From the Huffington Post:
The Intercept’s investigation is called “The Drone Papers.” Scahill wrote that the new source “decided to provide these documents to The Intercept because he believes the public has a right to understand the process by which people are placed on kill lists and ultimately assassinated on orders from the highest echelons of the U.S. government.”
The latest cache of leaked documents reveals the decision-making process involved in drone strikes in the greatest detail yet, starting with the initial selection of a target and moving up the chain of command to the president, who authorizes the strikes. “The Drone Papers” also provides new details on operations in Yemen, Somalia and Afghanistan, where the documents indicate that in one five-month period, 90 percent of those killed in drone strikes were not the intended targets. The Intercept’s eight-piece package includes multimedia elements, such as a visual glossary of the terminology of drone warfare…
…In “The Drone Papers,” the source condemns watchlisting, a process of monitoring people and compiling the information on “baseball cards” before “assigning them death sentences without notice, on a worldwide battlefield.”

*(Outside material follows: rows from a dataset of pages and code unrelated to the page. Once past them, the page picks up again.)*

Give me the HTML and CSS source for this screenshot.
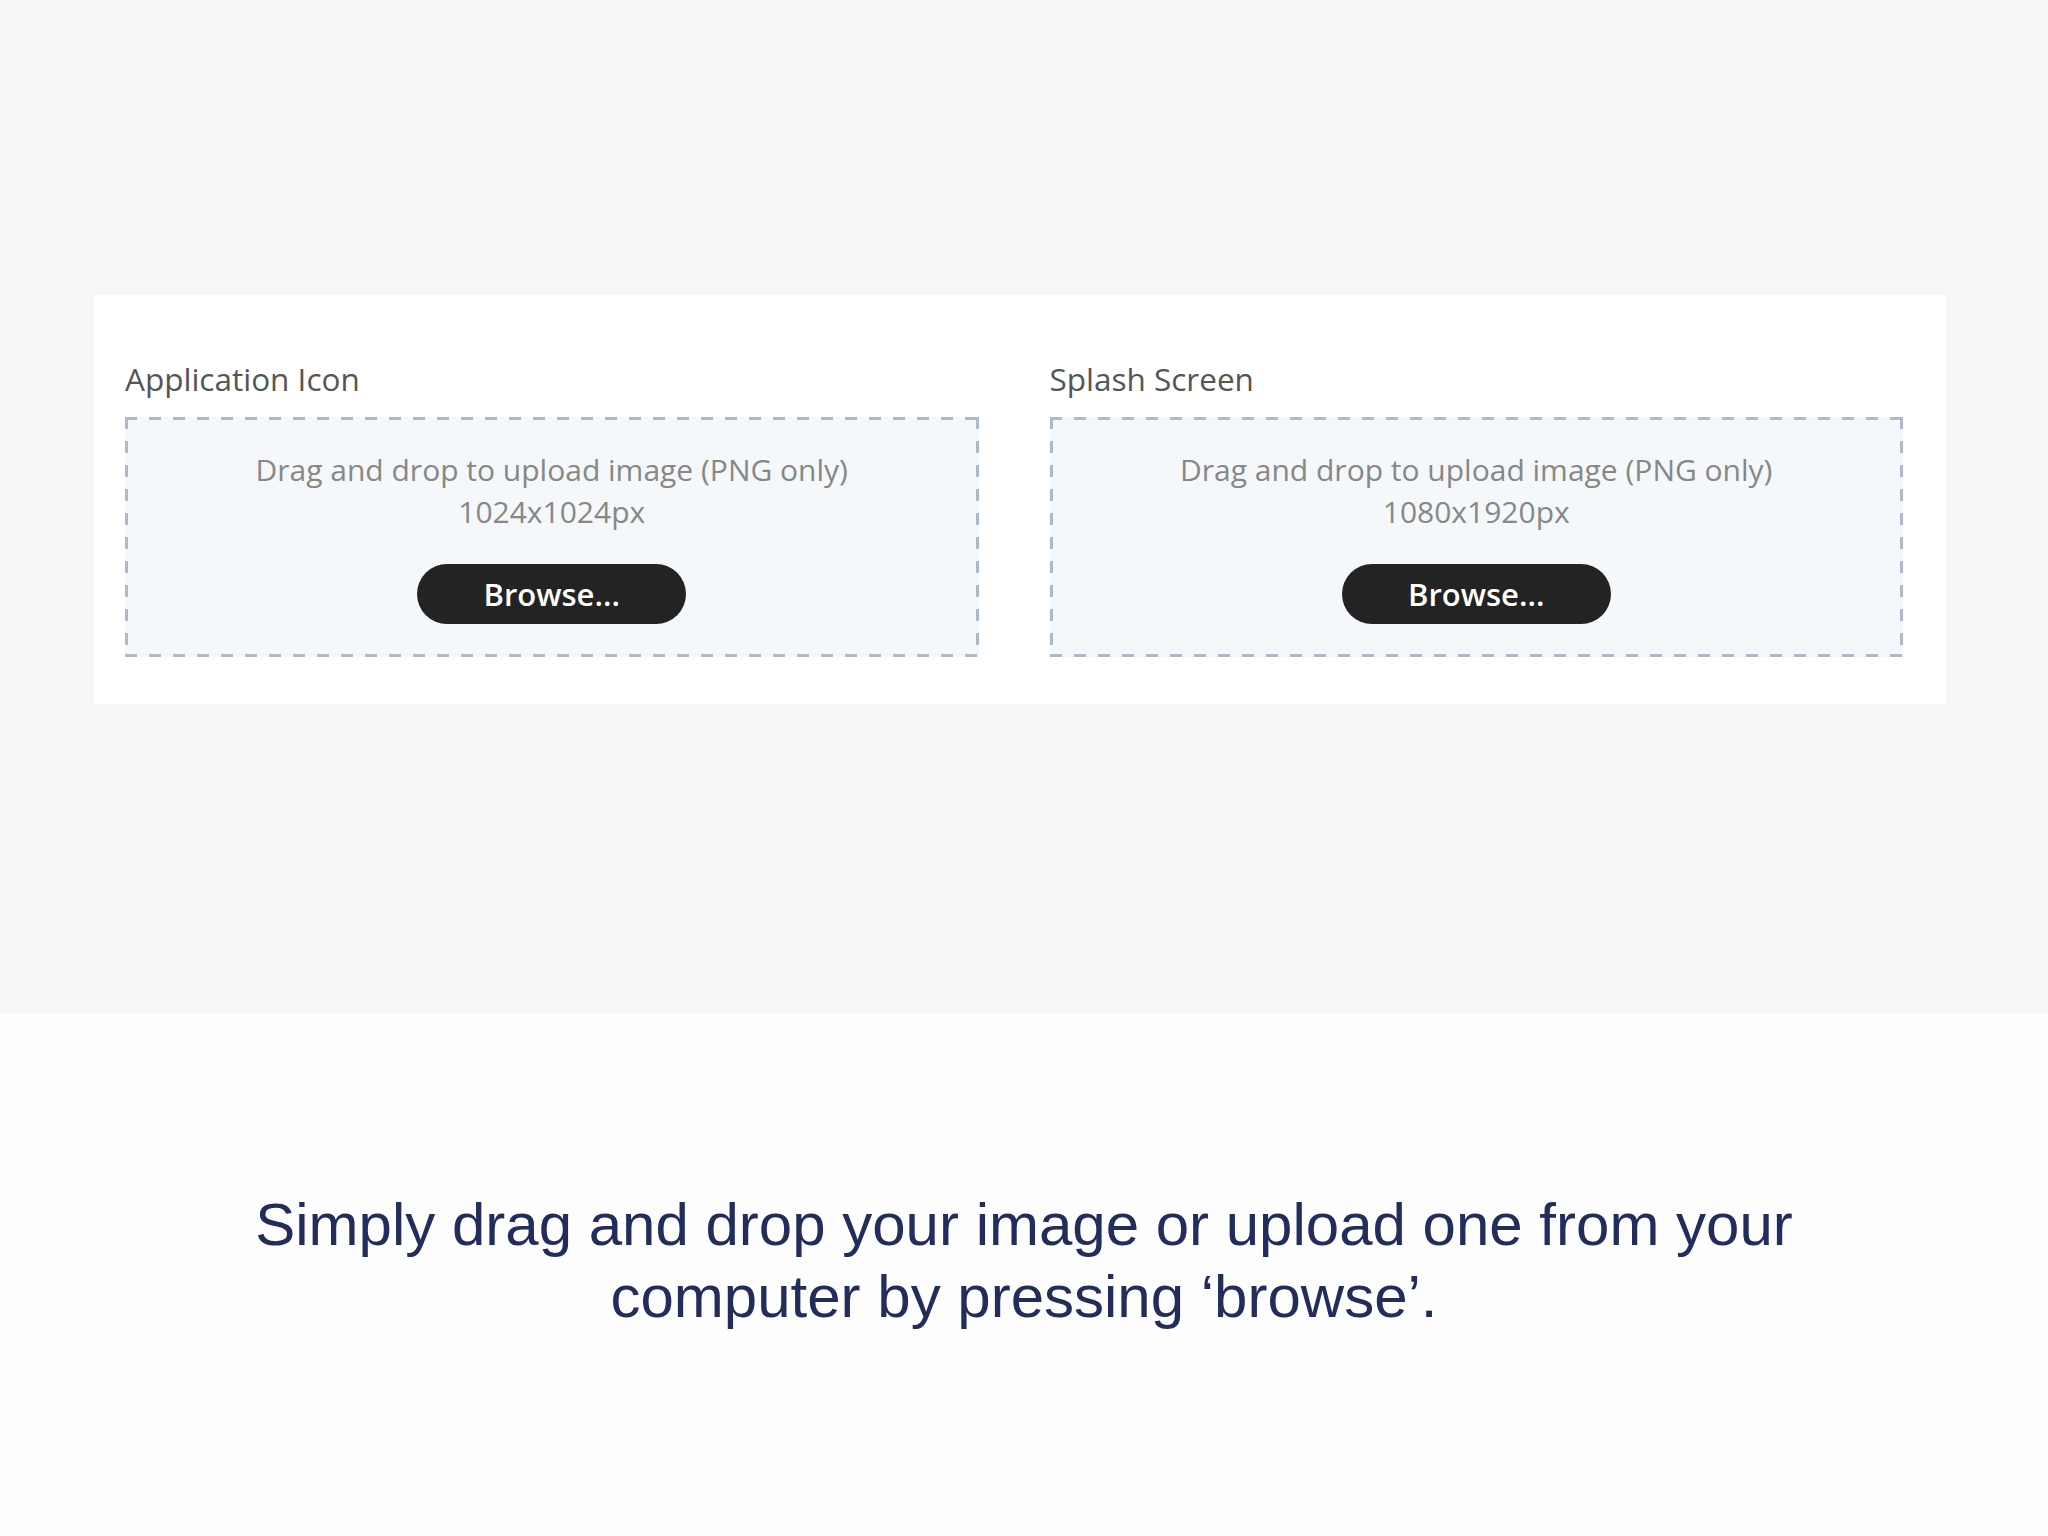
FILE: index.html
```html
<!DOCTYPE html>
<html lang="en">
<head>
<meta charset="UTF-8" />
<meta name="viewport" content="width=device-width, initial-scale=1" />
<title>Upload Images</title>
<link rel="stylesheet" href="styles.css">
</head>
<body>

<!-- Upload panel -->
<div class="stage">
  <div class="card">
    <div class="field">
      <div class="field-label">Application Icon</div>
      <div class="dropzone">
        <p class="drop-text">Drag and drop to upload image (PNG only)</p>
        <p class="drop-text">1024x1024px</p>
        <button class="browse">Browse...</button>
      </div>
    </div>
    <div class="field">
      <div class="field-label">Splash Screen</div>
      <div class="dropzone">
        <p class="drop-text">Drag and drop to upload image (PNG only)</p>
        <p class="drop-text">1080x1920px</p>
        <button class="browse">Browse...</button>
      </div>
    </div>
  </div>
</div>

<!-- Caption -->
<div class="caption">
  <p>Simply drag and drop your image or upload one from your<br>computer by pressing &lsquo;browse&rsquo;.</p>
</div>

</body>
</html>
```

FILE: styles.css
```css
body {
  margin: 0;
  background: #fdfdfd;
  font-family: "Open Sans", "Noto Sans", sans-serif;
}
.stage {
  height: 1013px;
  box-sizing: border-box;
  padding: 295px 102px 0 94px;
  background: #f6f6f6;
}
.card {
  display: grid;
  grid-template-columns: 1fr 1fr;
  column-gap: 71px;
  padding: 63px 43px 47px 31px;
  background: #ffffff;
}
.field-label {
  font-size: 31.5px;
  line-height: 42px;
  color: #555555;
  margin-bottom: 17px;
}
/* long dashes drawn with gradients, the default dashed border is too fine */
.dropzone {
  padding: 32px 0 33px;
  text-align: center;
  background:
    repeating-linear-gradient(90deg, #adbacd 0 12px, transparent 12px 24px) top left / 100% 3px no-repeat,
    repeating-linear-gradient(90deg, #adbacd 0 12px, transparent 12px 24px) bottom left / 100% 3px no-repeat,
    repeating-linear-gradient(180deg, #adbacd 0 12px, transparent 12px 24px) top left / 3px 100% no-repeat,
    repeating-linear-gradient(180deg, #adbacd 0 12px, transparent 12px 24px) top right / 3px 100% no-repeat,
    #f4f8fa;
}
.drop-text {
  margin: 0;
  font-size: 30px;
  line-height: 42px;
  color: #878787;
}
.browse {
  display: block;
  margin: 31px auto 0;
  width: 269px;
  height: 60px;
  border: none;
  border-radius: 30px;
  background: #232323;
  color: #ffffff;
  font-family: "Open Sans", "Noto Sans", sans-serif;
  font-size: 31px;
  font-weight: 600;
  cursor: pointer;
}
.caption {
  padding-top: 176px;
  text-align: center;
}
.caption p {
  margin: 0;
  font-family: "Liberation Sans", Arial, sans-serif;
  font-size: 60px;
  line-height: 72px;
  color: #222d5b;
}
```
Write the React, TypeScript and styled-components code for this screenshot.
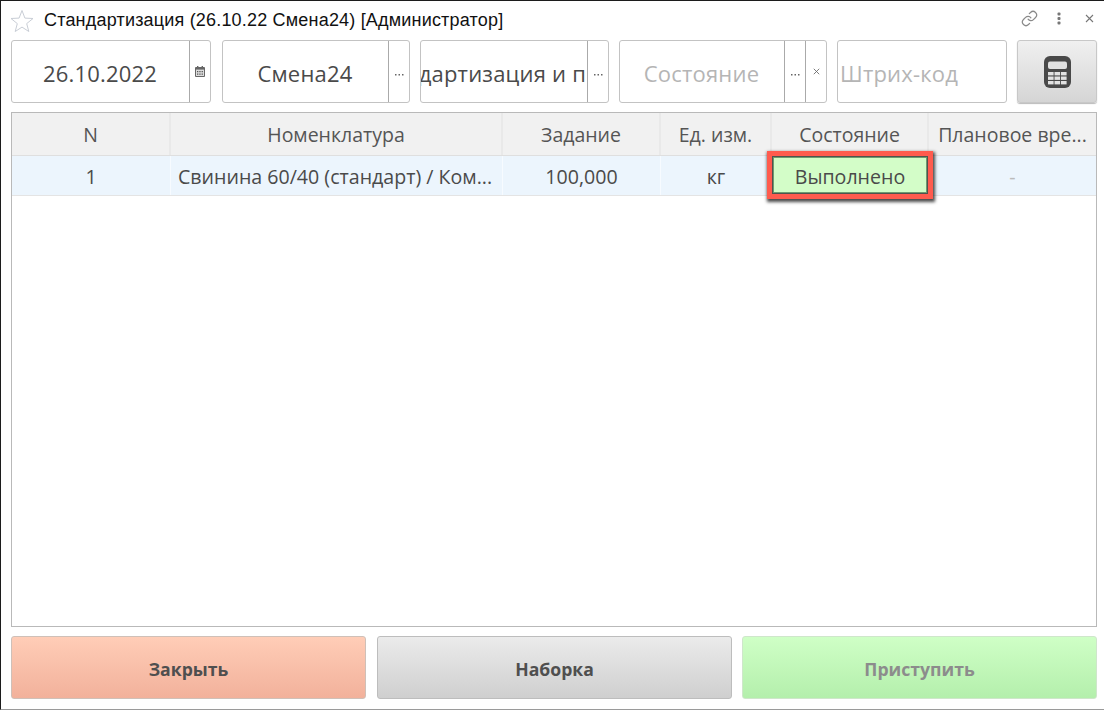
import React from "react";
import styled, { createGlobalStyle } from "styled-components";

const Global = createGlobalStyle`
  html, body { margin: 0; padding: 0; background: #fff; }
  * { box-sizing: border-box; }
`;

const Window = styled.div`
  width: 1104px;
  height: 710px;
  display: flex;
  flex-direction: column;
  background: #fff;
  border-top: 1px solid #1c1c1c;
  border-left: 1px solid #1c1c1c;
  border-bottom: 1px solid #9a9a9a;
  font-family: "Open Sans", sans-serif;
  color: #4a4a4a;
  overflow: hidden;
`;

const TitleBar = styled.div`
  height: 39px;
  flex: none;
  display: flex;
  align-items: center;
  padding: 0 0 0 9px;
`;

const Title = styled.div`
  flex: 1;
  margin-left: 10px;
  font: 18px "Liberation Sans", sans-serif;
  letter-spacing: 0.19px;
  color: #111;
  white-space: nowrap;
`;

const TitleIcons = styled.div`
  display: flex;
  align-items: center;
  margin-bottom: 4px;
`;

const IconSlot = styled.div`
  width: 30px;
  display: flex;
  align-items: center;
  justify-content: center;
`;

const Toolbar = styled.div`
  display: flex;
  flex: none;
  height: 63px;
  margin-left: 10px;
`;

const Field = styled.div<{ $w: number; $gap: number }>`
  width: ${(p) => p.$w}px;
  margin-right: ${(p) => p.$gap}px;
  flex: none;
  display: flex;
  border: 1px solid #c3c3c3;
  border-radius: 3px;
  background: #fff;
`;

const FieldValue = styled.div<{ $muted?: boolean; $align?: string }>`
  flex: 1;
  min-width: 0;
  display: flex;
  align-items: center;
  justify-content: ${(p) => p.$align || "center"};
  overflow: hidden;
  white-space: nowrap;
  padding: 2px ${(p) => (p.$align === "flex-start" ? 0 : 1)}px 0 ${(p) => (p.$align === "flex-start" ? 2 : 0)}px;
  font-size: 22px;
  letter-spacing: 0.2px;
  color: ${(p) => (p.$muted ? "#b5b5b5" : "#4a4a4a")};
`;

const FieldButton = styled.div<{ $w: number; $low?: boolean }>`
  width: ${(p) => p.$w}px;
  flex: none;
  display: flex;
  align-items: center;
  justify-content: center;
  padding-top: ${(p) => (p.$low ? 6 : 0)}px;
  border-left: 1px solid #aaa;
  color: #555;
  font-size: 11px;
`;

const IconButton = styled.div`
  width: 80px;
  flex: none;
  display: flex;
  align-items: center;
  justify-content: center;
  border: 1px solid #c8c8c8;
  border-radius: 3px;
  background: linear-gradient(#f0f0f0, #d5d5d5);
  box-shadow: 0 1px 1px #bbb;
`;

const Table = styled.div`
  flex: 1;
  margin: 9px 7px 9px 10px;
  border: 1px solid #b9b9b9;
  min-height: 0;
`;

const Row = styled.div<{ $h: number; $bg: string; $line: string }>`
  display: grid;
  grid-template-columns: 159px 332px 158px 111px 157px 1fr;
  height: ${(p) => p.$h}px;
  background: ${(p) => p.$bg};
  border-bottom: 1px solid ${(p) => p.$line};
`;

const HeadCell = styled.div`
  display: flex;
  align-items: center;
  justify-content: center;
  padding: 0 7px;
  font-size: 19.5px;
  color: #555;
  white-space: nowrap;
  overflow: hidden;
  border-right: 2px solid #e9e9e9;
  &:last-child { border-right: 0; }
`;

const Cell = styled.div<{ $left?: boolean; $muted?: boolean }>`
  position: relative;
  display: flex;
  align-items: center;
  justify-content: ${(p) => (p.$left ? "flex-start" : "center")};
  padding: 1px 7px 0;
  font-size: 19.6px;
  color: ${(p) => (p.$muted ? "#bbb" : "#4a4a4a")};
  white-space: nowrap;
  border-right: 1px solid #f7fbff;
  &:last-child { border-right: 0; }
`;

const StatusCell = styled(Cell)`
  background: #d3fdc8;
  overflow: visible;
`;

const Highlight = styled.div`
  position: absolute;
  left: -5px;
  right: -5px;
  top: -5px;
  bottom: -4px;
  border: 5px solid #ff5b4e;
  box-shadow: inset 0 0 0 1px #4e544e, inset 0 0 0 2px #6f9a70, 1px 2px 3px 1px rgba(30, 30, 30, 0.8);
  pointer-events: none;
`;

const Footer = styled.div`
  display: flex;
  flex: none;
  gap: 10px;
  height: 63px;
  margin: 0 7px 10px 10px;
`;

const ActionButton = styled.div<{ $from: string; $to: string; $line: string; $color: string; $shift?: boolean }>`
  flex: 1;
  display: flex;
  align-items: center;
  justify-content: center;
  margin-left: ${(p) => (p.$shift ? 1 : 0)}px;
  padding-top: 2px;
  font-size: 17.6px;
  font-weight: 700;
  color: ${(p) => p.$color};
  background: linear-gradient(${(p) => p.$from} 0%, ${(p) => p.$to} 100%);
  border: 1px solid ${(p) => p.$line};
  border-radius: 3px;
`;

const Star = () => (
  <svg width="24" height="24" viewBox="0 0 24 24" fill="#fff" stroke="#c9ced6" strokeWidth="1" strokeLinejoin="miter">
    <path d="M12 1.5l2.9 7.6 8.1.4-6.3 5.1 2.1 7.9L12 18.1l-6.8 4.4 2.1-7.9L1 9.5l8.1-.4z" />
  </svg>
);

const LinkIcon = () => (
  <svg width="17" height="17" viewBox="0 0 24 24" fill="none" stroke="#8a8a8a" strokeWidth="1.7" strokeLinecap="round" strokeLinejoin="round">
    <path d="M10 13a5 5 0 0 0 7.54.54l3-3a5 5 0 0 0-7.07-7.07l-1.72 1.71" />
    <path d="M14 11a5 5 0 0 0-7.54-.54l-3 3a5 5 0 0 0 7.07 7.07l1.71-1.71" />
  </svg>
);

const Kebab = () => (
  <svg width="4" height="13" viewBox="0 0 4 13" fill="#777">
    <rect x="0.5" y="0.5" width="3" height="3" rx="1" />
    <rect x="0.5" y="5" width="3" height="3" rx="1" />
    <rect x="0.5" y="9.5" width="3" height="3" rx="1" />
  </svg>
);

const Cross = ({ size = 9, color = "#777" }: { size?: number; color?: string }) => (
  <svg width={size} height={size} viewBox="0 0 9 9" stroke={color} strokeWidth="1.1" fill="none">
    <path d="M1 1l7 7M8 1L1 8" />
  </svg>
);

const Dots = () => (
  <svg width="9" height="2" viewBox="0 0 9 2" fill="#666">
    <rect x="0" y="0" width="1.5" height="1.5" />
    <rect x="3.5" y="0" width="1.5" height="1.5" />
    <rect x="7" y="0" width="1.5" height="1.5" />
  </svg>
);

const CalendarSmall = () => (
  <svg width="10" height="11" viewBox="0 0 10 11">
    <rect x="0" y="1" width="10" height="10" rx="1" fill="#666" />
    <rect x="2" y="0" width="1.4" height="2.4" fill="#666" />
    <rect x="6.6" y="0" width="1.4" height="2.4" fill="#666" />
    <rect x="1" y="3.6" width="8" height="6.4" fill="#ddd" />
    <path d="M2 5h1.3v1.3H2zM4.3 5h1.3v1.3H4.3zM6.6 5h1.3v1.3H6.6zM2 7.5h1.3v1.3H2zM4.3 7.5h1.3v1.3H4.3zM6.6 7.5h1.3v1.3H6.6z" fill="#555" />
  </svg>
);

const Calculator = () => (
  <svg width="27" height="32" viewBox="0 0 27 32">
    <rect x="0" y="0" width="27" height="32" rx="6" fill="#494949" />
    <rect x="4" y="5.5" width="19" height="7.5" rx="2" fill="#e2e2e2" />
    {[4, 10.5, 17].map((x) =>
      [16, 20.5, 25].map((y) => <rect key={`${x}-${y}`} x={x} y={y} width="5.6" height="3.4" fill="#e2e2e2" />)
    )}
  </svg>
);

export default function App() {
  return (
    <Window>
      <Global />
      <TitleBar>
        <Star />
        <Title>Стандартизация (26.10.22 Смена24) [Администратор]</Title>
        <TitleIcons>
          <IconSlot><LinkIcon /></IconSlot>
          <IconSlot><Kebab /></IconSlot>
          <IconSlot><Cross /></IconSlot>
        </TitleIcons>
      </TitleBar>
      <Toolbar>
        <Field $w={200} $gap={11}>
          <FieldValue>26.10.2022</FieldValue>
          <FieldButton $w={21}><CalendarSmall /></FieldButton>
        </Field>
        <Field $w={188} $gap={10}>
          <FieldValue>Смена24</FieldValue>
          <FieldButton $w={21} $low><Dots /></FieldButton>
        </Field>
        <Field $w={189} $gap={10}>
          <FieldValue $align="flex-end">Стандартизация и п</FieldValue>
          <FieldButton $w={21} $low><Dots /></FieldButton>
        </Field>
        <Field $w={208} $gap={10}>
          <FieldValue $muted>Состояние</FieldValue>
          <FieldButton $w={21} $low><Dots /></FieldButton>
          <FieldButton $w={21}><Cross size={7} color="#666" /></FieldButton>
        </Field>
        <Field $w={170} $gap={10}>
          <FieldValue $muted $align="flex-start">Штрих-код</FieldValue>
        </Field>
        <IconButton><Calculator /></IconButton>
      </Toolbar>
      <Table>
        <Row $h={43} $bg="#f1f1f1" $line="#dfdfdf">
          <HeadCell>N</HeadCell>
          <HeadCell>Номенклатура</HeadCell>
          <HeadCell>Задание</HeadCell>
          <HeadCell>Ед. изм.</HeadCell>
          <HeadCell>Состояние</HeadCell>
          <HeadCell>Плановое вре...</HeadCell>
        </Row>
        <Row $h={40} $bg="#ecf5fd" $line="#e4e4e4">
          <Cell>1</Cell>
          <Cell $left>Свинина 60/40 (стандарт) / Ком...</Cell>
          <Cell>100,000</Cell>
          <Cell>кг</Cell>
          <StatusCell>
            Выполнено
            <Highlight />
          </StatusCell>
          <Cell $muted>-</Cell>
        </Row>
      </Table>
      <Footer>
        <ActionButton $from="#ffcdb7" $to="#f2b19b" $line="#cfc0b8" $color="#4f4f4f">Закрыть</ActionButton>
        <ActionButton $shift $from="#ebebeb" $to="#cfcfcf" $line="#bdbdbd" $color="#4f4f4f">Наборка</ActionButton>
        <ActionButton $from="#cfffc6" $to="#b4efac" $line="#cfe6cb" $color="#8c8c8c">Приступить</ActionButton>
      </Footer>
    </Window>
  );
}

“We’re allowing this to happen,” the source added. “And by ‘we,’ I mean every American citizen who has access to this information now, but continues to do nothing about it.”
On This Day: 1914 – President Woodrow Wilson signed the Clayton Antitrust Act—often referred to as “Labor’s Magna Carta”—establishing that unions are not “conspiracies” under the law. It freed unions to strike, picket and boycott employers. In the years that followed, however, numerous state measures and negative court interpretations weakened the law. 1968 – Led Zeppelin made its official performance debut in England. 1984 – The Freedom of Information Act was passed.